Viernes, 7 de abril de 2006 | Hoy
TALK SHOW
En Historias de familia (The Squid and the Whale), film estrenado la semana pasada, Laura Linney no hace más que confirmar, por si hacía falta, que es una extraordinaria actriz, capaz de concentrarse en personajes bien diversos, siempre disponible para lo que pida cada rol. A través de las pocas entrevistas personales que suele dar y de sus interpretaciones en el cine, se la nota despegada de su ego, poco vanidosa, sin demasiadas ansias de tener un Oscar en la repisa. Lo suyo es puramente vocacional desde que eligió cursar el bachillerato en Artes, antes de estudiar en la exigente academia Julliard y en el Moscow Art Theatre. Ya con una conocida trayectoria sobre las tablas (a las que vuelve regularmente) empezó a hacer algunos papeles en la pantalla, hasta que descolló a fuerza de talento y oficio dejando chiquito al cabezón Richard Gere en Primal Fear (1996).
Sin embargo, esta acuariana que cumplió 44 en febrero pasado, de quijada fuerte y frente despejada que no responden a los estereotipos convencionales de belleza femenina, no fue llamada para un protagónico absoluto –salvo en la olvidable Congo (1995)– digno de sus merecimientos, aunque su presencia no pasó precisamente inadvertida en Searching Bobby Fisher (1993, vista reiteradamente por el cable) o The Truman Show (1998). Clint Eastwood reparó en ella y se propuso que fuera su hija en Poder absoluto (1997), film donde Linney entendió nítidamente su papel de referente moral de un padre dividido entre el arte de robar y el arte de dibujar. Pocos años después, Eastwood la volvió a convocar para el papel de Annabeth, la endurecida segunda esposa de Sean Penn en Mystic River. “Aceptaría trabajar con Clint aunque sólo fuera para leer la guía telefónica”, aseguró la actriz durante el rodaje de esa tragedia norteamericana.

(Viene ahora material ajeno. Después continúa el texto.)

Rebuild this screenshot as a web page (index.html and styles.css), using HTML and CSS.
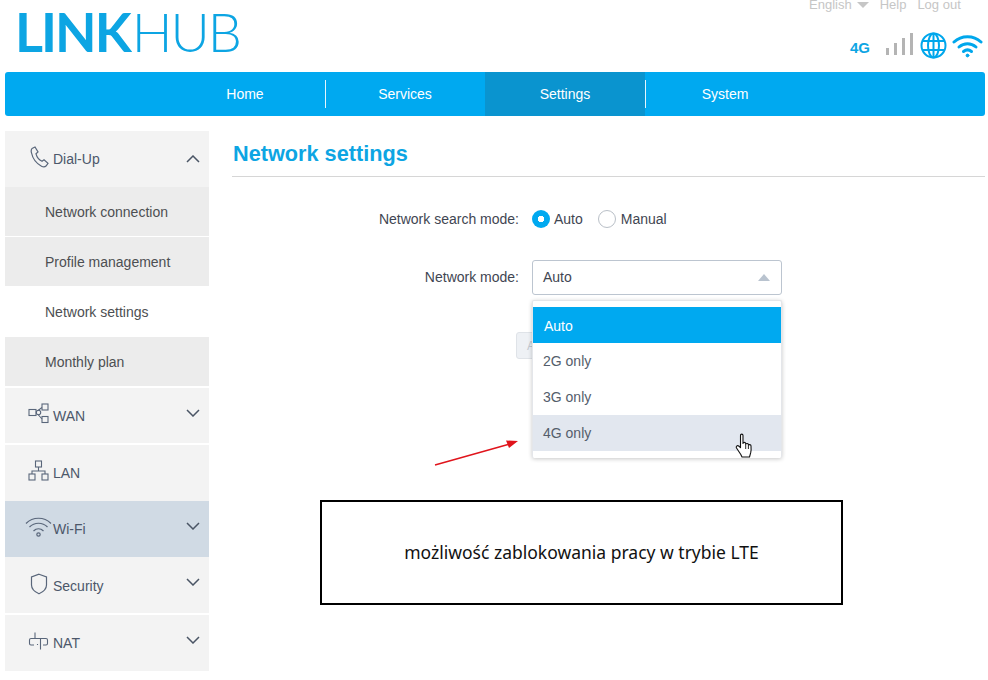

A Laura Linney, hija del dramaturgo Romulus Linney e intérprete en el teatro de Chejov e Ibsen, de Arthur Miller y John Guare, le encantó el guión de Historias de familia, plagado de guiños y citas literarias, además de vetas francamente autobiográficas de Noah Baumbach, también director del film actualmente en cartel (chisme social al margen: Baumbach tuvo el buen gusto de casarse el año pasado con otra gran actriz, Jennifer Jason Leigh, también de 44, siete años mayor que él, como se encargaron de señalar puntualmente ciertos medios). En este condensado, reconocible relato de un proceso de divorcio con hijos, libro y un gato tironeados en la distribución de bienes, Laura Linney es Joan, la esposa infiel que decide la separación, la madre cariñosa pero indiscreta al revelar a su hijo menor de 12 alguna antigua aventura sexual, la mujer desprejuiciada a la hora de elegir nuevo amante (un filisteo, dirá su ex) y embalada con su ascendente carrera literaria, que florece a medida que se marchita la del antes exitoso Bernard, ahora rechazado por los editores y dedicado a dar clases.

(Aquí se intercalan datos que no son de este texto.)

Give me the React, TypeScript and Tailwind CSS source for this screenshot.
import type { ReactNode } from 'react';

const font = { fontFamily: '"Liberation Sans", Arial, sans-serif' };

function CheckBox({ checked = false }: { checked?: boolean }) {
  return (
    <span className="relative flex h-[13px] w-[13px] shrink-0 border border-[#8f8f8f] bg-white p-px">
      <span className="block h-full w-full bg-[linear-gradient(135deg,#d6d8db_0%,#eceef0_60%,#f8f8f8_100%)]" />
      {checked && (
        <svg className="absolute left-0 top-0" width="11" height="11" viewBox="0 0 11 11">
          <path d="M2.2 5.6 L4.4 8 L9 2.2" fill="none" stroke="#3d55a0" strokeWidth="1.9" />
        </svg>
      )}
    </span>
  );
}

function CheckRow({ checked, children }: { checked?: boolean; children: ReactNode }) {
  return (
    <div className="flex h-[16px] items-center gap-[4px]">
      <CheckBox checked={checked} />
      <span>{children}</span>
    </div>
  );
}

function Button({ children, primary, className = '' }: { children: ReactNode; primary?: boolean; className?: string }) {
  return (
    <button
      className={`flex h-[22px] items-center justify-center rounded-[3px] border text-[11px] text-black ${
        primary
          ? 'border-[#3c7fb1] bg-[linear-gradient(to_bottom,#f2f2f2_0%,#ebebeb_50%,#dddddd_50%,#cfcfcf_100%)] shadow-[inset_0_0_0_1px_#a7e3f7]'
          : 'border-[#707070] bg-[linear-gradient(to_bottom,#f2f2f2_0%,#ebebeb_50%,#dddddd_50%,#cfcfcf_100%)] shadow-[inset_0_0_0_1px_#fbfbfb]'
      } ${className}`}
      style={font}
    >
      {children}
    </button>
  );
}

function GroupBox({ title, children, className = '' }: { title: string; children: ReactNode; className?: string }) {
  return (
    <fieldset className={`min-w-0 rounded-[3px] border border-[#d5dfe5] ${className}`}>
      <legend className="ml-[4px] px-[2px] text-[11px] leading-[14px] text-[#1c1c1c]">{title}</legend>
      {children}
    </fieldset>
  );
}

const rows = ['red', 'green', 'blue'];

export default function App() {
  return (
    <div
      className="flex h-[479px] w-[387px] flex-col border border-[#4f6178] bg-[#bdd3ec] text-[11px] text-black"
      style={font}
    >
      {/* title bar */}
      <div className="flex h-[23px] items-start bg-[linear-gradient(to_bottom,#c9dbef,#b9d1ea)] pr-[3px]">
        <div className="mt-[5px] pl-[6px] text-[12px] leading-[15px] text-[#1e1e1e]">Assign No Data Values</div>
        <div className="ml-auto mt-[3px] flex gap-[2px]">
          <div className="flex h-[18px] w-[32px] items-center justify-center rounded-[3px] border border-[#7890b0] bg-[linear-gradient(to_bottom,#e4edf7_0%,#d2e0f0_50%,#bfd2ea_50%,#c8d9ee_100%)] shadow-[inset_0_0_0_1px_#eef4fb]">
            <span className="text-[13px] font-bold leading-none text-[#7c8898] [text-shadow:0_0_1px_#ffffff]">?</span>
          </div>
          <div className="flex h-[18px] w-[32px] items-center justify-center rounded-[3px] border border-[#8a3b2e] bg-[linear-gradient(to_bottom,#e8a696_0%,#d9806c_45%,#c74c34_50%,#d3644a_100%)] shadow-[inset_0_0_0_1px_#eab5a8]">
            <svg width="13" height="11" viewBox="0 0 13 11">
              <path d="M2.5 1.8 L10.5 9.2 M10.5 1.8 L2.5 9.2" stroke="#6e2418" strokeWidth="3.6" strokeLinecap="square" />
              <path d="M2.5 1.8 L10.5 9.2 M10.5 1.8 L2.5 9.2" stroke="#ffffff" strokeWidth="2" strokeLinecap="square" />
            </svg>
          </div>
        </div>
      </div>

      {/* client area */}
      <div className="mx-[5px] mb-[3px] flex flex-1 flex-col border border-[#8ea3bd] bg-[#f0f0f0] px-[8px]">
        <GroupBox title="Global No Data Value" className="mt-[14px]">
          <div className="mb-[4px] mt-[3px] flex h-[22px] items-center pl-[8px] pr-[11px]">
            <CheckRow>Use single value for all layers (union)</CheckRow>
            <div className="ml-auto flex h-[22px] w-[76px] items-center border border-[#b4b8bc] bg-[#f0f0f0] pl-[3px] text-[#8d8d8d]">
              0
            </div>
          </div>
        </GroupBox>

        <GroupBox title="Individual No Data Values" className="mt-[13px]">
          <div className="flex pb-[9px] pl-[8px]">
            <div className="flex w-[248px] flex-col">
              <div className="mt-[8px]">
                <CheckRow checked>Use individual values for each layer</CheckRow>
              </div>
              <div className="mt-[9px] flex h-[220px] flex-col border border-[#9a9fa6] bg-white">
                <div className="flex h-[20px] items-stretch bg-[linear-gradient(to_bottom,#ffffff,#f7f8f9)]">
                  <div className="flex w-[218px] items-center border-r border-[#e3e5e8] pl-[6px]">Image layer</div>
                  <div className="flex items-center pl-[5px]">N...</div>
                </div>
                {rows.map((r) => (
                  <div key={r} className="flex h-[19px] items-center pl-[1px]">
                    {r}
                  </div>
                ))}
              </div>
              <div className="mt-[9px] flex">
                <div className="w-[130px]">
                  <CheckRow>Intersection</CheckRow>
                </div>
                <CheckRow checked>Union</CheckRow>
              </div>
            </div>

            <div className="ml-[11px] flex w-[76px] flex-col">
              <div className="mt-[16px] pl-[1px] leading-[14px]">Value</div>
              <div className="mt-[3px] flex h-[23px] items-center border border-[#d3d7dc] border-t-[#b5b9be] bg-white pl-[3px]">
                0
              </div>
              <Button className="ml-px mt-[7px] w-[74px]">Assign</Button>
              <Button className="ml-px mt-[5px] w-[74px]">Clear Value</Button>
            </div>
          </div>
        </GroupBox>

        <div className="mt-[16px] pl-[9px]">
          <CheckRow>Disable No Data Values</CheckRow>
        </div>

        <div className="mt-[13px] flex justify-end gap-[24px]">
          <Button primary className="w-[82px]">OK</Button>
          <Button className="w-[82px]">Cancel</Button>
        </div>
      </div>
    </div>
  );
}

Frente al resentimiento, la pedantería, el egoísmo evidentes del quebrado Bernard, el personaje de Joan parece mucho más complejo y misterioso en sus distintas facetas. En las primeras secuencias queda claro que ella echó a su todavía marido del dormitorio, aunque no se asiste a ninguna pelea, sólo a la tirantez que se respira en el partido inicial de tenis, en la comida familiar. No es difícil deducir los motivos de desamor de Joan –quien, por cierto, no es ninguna santa, tampoco víctima– al asistir a la conducta de Bernard respecto de sus hijos adolescentes, a los que impone cambiar a diario de casa en una custodia compartida, sin escuchar sus deseos. El marido abandonado manipula la admiración de su hijo mayor, subestima a su primera novia, lo induce a traicionarla. A su vez, Bernard tiene un affaire con una alumna a la que da hospedaje. Mejor dicho, ella lo tiene con él y luego se lo quita de encima.
En cambio, de la historia de Joan con el maestro de tenis no se sabe ningún detalle, tampoco hay datos de la novela que va a editar ni sobre el cuento que acaba de publicar el New Yorker (para mayor amargura de Bernard). De esta mujer elusiva que representa a la madre del director, la crítica del Village Voice Georgia Brown, apenas sabemos que esconde algunos libros (que dice que le pertenecen) debajo de la cama de su hijo menor para que no se los lleve Bernard. Y que, con ese pelo suelto tan largo, quizás intente aferrarse a una imagen juvenil que ha comenzado a empañarse.